Et si c’était l’inverse ? Et si la Wallonie, dont on a déjà dit qu’elle était une vue de l’esprit, puisqu’elle avait été portée sur les fonts baptismaux par des poètes, devait plutôt son salut à son énergie intellectuelle ? Lors du débat organisé dans le cadre de « L’écrin de l’écrit » à Éghezée autour de notre précédent numéro, Bernadette Wynants a dit qu’elle y avait vu une sorte d' »invention de la Wallonie ». C’était nous faire beaucoup d’honneur, bien sûr. Mais il y a à puiser dans son raisonnement.

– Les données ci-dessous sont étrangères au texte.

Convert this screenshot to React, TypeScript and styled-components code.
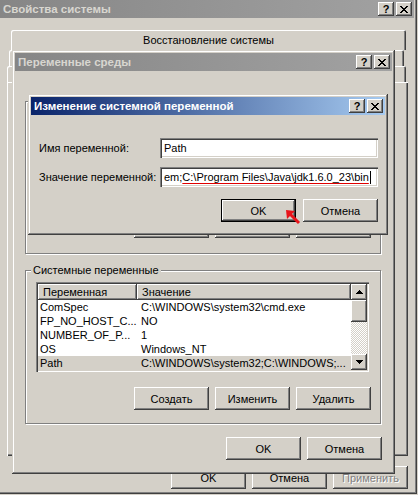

Si la Wallonie est sur la bonne voie, c’est qu’elle n’a pas renoncé à exercer son esprit critique, et qu’elle ne se complaît pas dans le narcissisme. On imagine difficilement qu’une de ses chaînes de télévision produise un programme aussi complaisant et régressif que « Big Brother », le reality show qui a réussi, si l’on peut dire, à mobiliser une audience flamande énorme devant le spectacle de la vie soi-disant quotidienne, en fait complètement truquée, de quelques exhibitionnistes que des caméras de télévision ont traqués sans discontinuer durant plusieurs mois. Ce succès ne peut s’expliquer que par une absence de résistance mentale, qui pourrait bien être aussi le substrat des scores que le Vlaams Blok réalise par ailleurs.

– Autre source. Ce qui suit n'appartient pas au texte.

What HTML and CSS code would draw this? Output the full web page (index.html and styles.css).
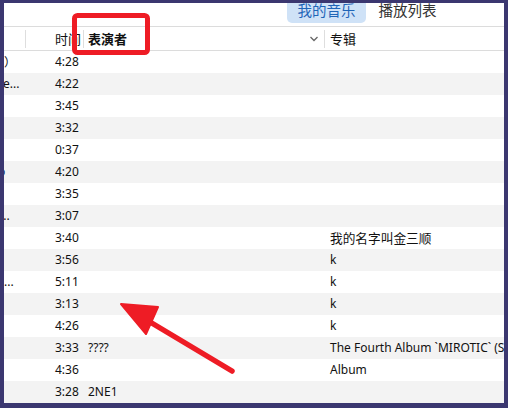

On le verra : pas plus que dans le précédent Marginales, on ne trouvera dans celui-ci trace de triomphalisme ou d’autosatisfaction. Beaucoup de tendresse, en revanche, et d’affection. Pour un petit coin d’Europe et de terre qui en a vu des vertes et des pas mûres, mais dont les pommiers sont en train de refleurir.